CIT 594 Assignment 8: Interpreter, Part II
Spring 2006, David Matuszek

Purposes:

To give you more practice with stacks and hash tables
To complete the Logo2006 set of assignments

General Idea:

In Part I of this assignment you were to implement the interpreter and display for Logo2006, not including procedures, procedure calls, and local variables. In Part II you are to finish implementing Logo2006.

All languages have scope rules that specify where a variable can be accessed. Since Logo2006 has neither objects nor variable declarations, the scope rules in Logo2006 must be different from those in Java. Java uses lexical scoping (scope is determined by position in the program text); Logo2006 will use dynamic scoping (scope is determined when the Interpreter encounters the variable).
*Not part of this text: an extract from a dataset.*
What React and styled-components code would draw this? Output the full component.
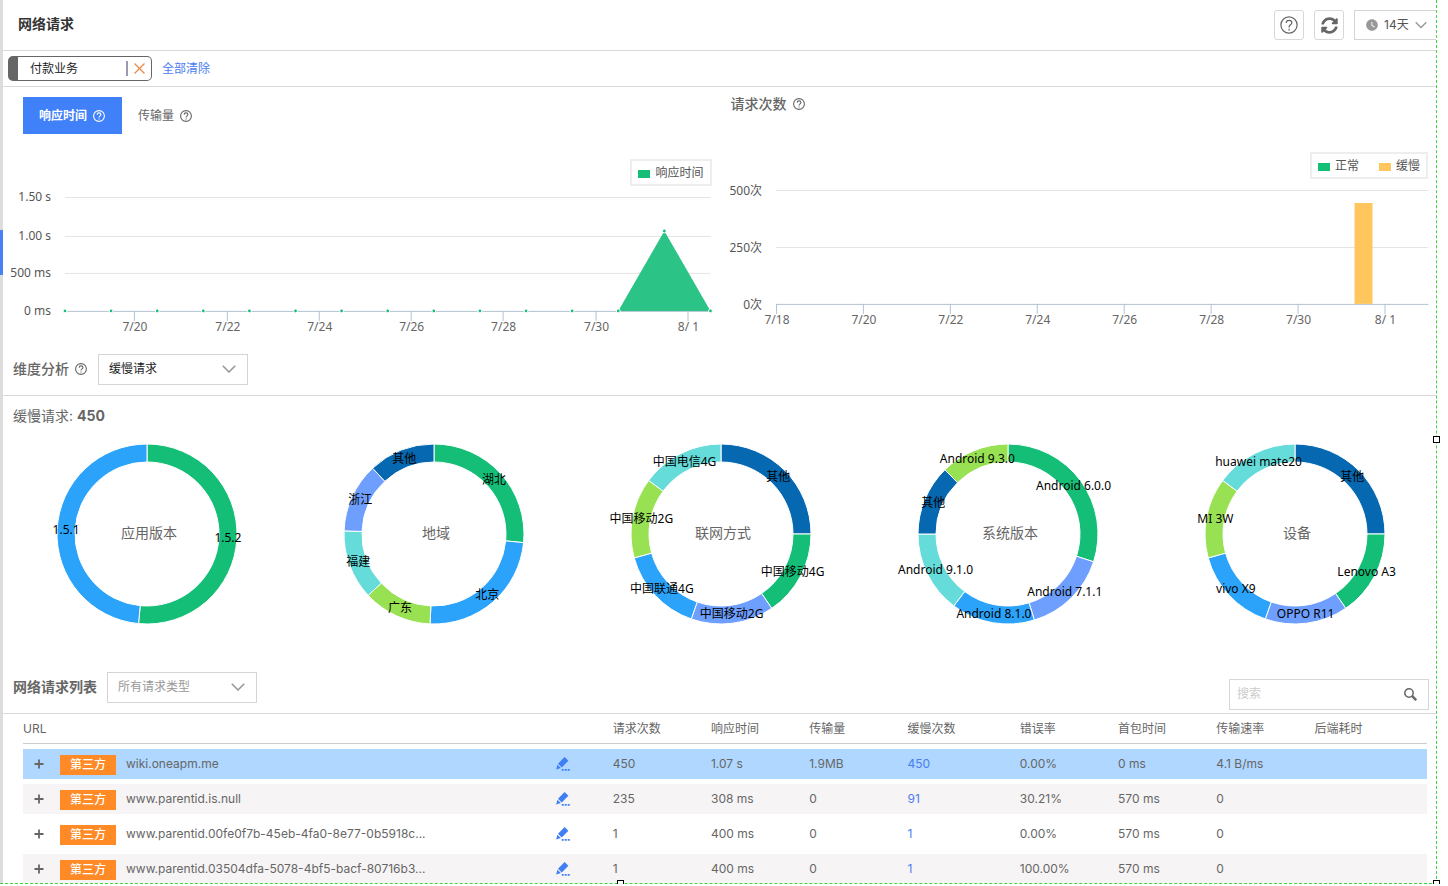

Basically, global variables are those encountered when the Interpreter is in the "main" program; local variables are those encountered when the interpreter is in a procedure (this includes the formal parameters of the procedure).

A cardinal rule of Extreme Programming is: Debug before adding features. The rest of your program should be tested and known to work before you attempt procedures. In other words, finish Part I of the Interpreter before attempting Part II.

Details:

Here are examples of the kinds of trees your Parser should have constructed:

Initializating the Interpreter:

There are two new steps that must be done when you initialize the Interpreter.

In order to implement the call statement easily, you need to be able to find the named procedure. To expedite this, your Interpreter should, as an initialization step, create a hash table that maps procedure names to the root nodes of the corresponding procedure Tree. It should do this only once per execution of the program.

private void stripProcedures(Tree<Token> proceduresNode)

Given the procedures node as input, puts each child (that is, each define node) into a global hash table procedures. The define node itself is used as a value, and the procedure name (the define node's first child) is used as a key.

You also need to create a Stack of hash tables. You already have (from Part I of this assignment) a hash table for "global" variables; put this as the first thing on your stack.

Dealing with variables:

Without procedures, we need only a single hash table in which to keep variables (names and values).

When we have procedures, we need a stack of hash tables, one hash table for the main program and one for each procedure invocation. (The Stack class extends Vector, and you can use some Vector operations if necessary.) Each hash table will contain variable names and their values. You will need to modify the following methods:

protected void store(String name, int value)

Using the name as a key look in the topmost hash table on the stack, then in the next one down, then the next one down, etc., until you either find name or you run out of hash tables. If you find name, replace its value with the new value; but if you don't find name, store it in the topmost hash table (thus making it a "local" variable, more or less) with a value of zero.

protected int fetch(String name)

Using the name as a key look in the topmost hash table on the stack, then in the next one down, then the next one down, etc., until you either find name or you run out of hash tables. If you find name, return its value, otherwise store name in the topmost hash table with a value of zero, and return zero as the result.

This approach has some odd consequences. Consider the following program:

x = 1
repeat 2 [
    call foo x
    y = 5
]
define foo a
    y = 2
    x = a + y
end

x is encountered in the main program and is "global." Then foo is called; a is created local to foo and the value of x (1) is copied into it. Inside foo, y is created and assigned the value 2. Then (global) x is set to 1+2, or 3. Then foo returns, and the declarations of a and y are discarded.

y is encountered in the main program and becomes "global." It is assigned the value 5.

On the second call to foo, a is created local to foo and the value of x (3) is copied into it. Inside foo, y (now global) is assigned the value 2. Then (global) x is set to 3+2, or 5. Then foo returns, and the declaration of a is discarded. At this point, x is 5 and y is 2.

Finally, y is set to 5, and the program ends.

x = 1
call bar 3
define bar x
    x = x + 1
end

x is encountered in the main program and is "global." Then bar is called, and x (which is global!) is set to 3. Next, x is set to 3+1, or 4. The procedure returns, and the global x now has the value 4.

Make sure this works, but realize that it would be rather poor style!

Execution of the call statement:

Procedures can have parameters, and can be recursive. This means that each time you call a procedure, you need to create a hash table to keep track of its parameter values. Since one procedure can call another (or itself), you need to keep all these hash tables on a stack.

The call statement has the form: call procedureName parameters.

To interpret a procedure call:

Using the procedureName as a key, look up the procedure's Tree (whose root is a define node) in the procedures hash table.
Create a new hash table for variables, and put it on the stack of variable hash tables.
Evaluate each actual parameter expression, and store the result as the value of the corresponding formal parameter variable. (If there are more or fewer actual parameters than formal parameters, report an error and terminate the program).
Interpret the block that is the body of the procedure.
Pop the hash table from the stack, thus discarding the variable values.

Testing:

Do JUnit testing as appropriate. That basically means testing everything except what goes up on the screen (JUnit can't "see" the screen, so manual testing is necessary.) In particular, update your tests for fetch and store, and test that procedures handle variables according to this specification.

Due dates and grading:

Please zip up your entire working Logo2006 interpreter, along with your JUnit tests, and submit via Blackboard before midnight, Thursday, March 30. The program will be worth 150 points total (100 points for Part I, and an additional 50 points for Part II).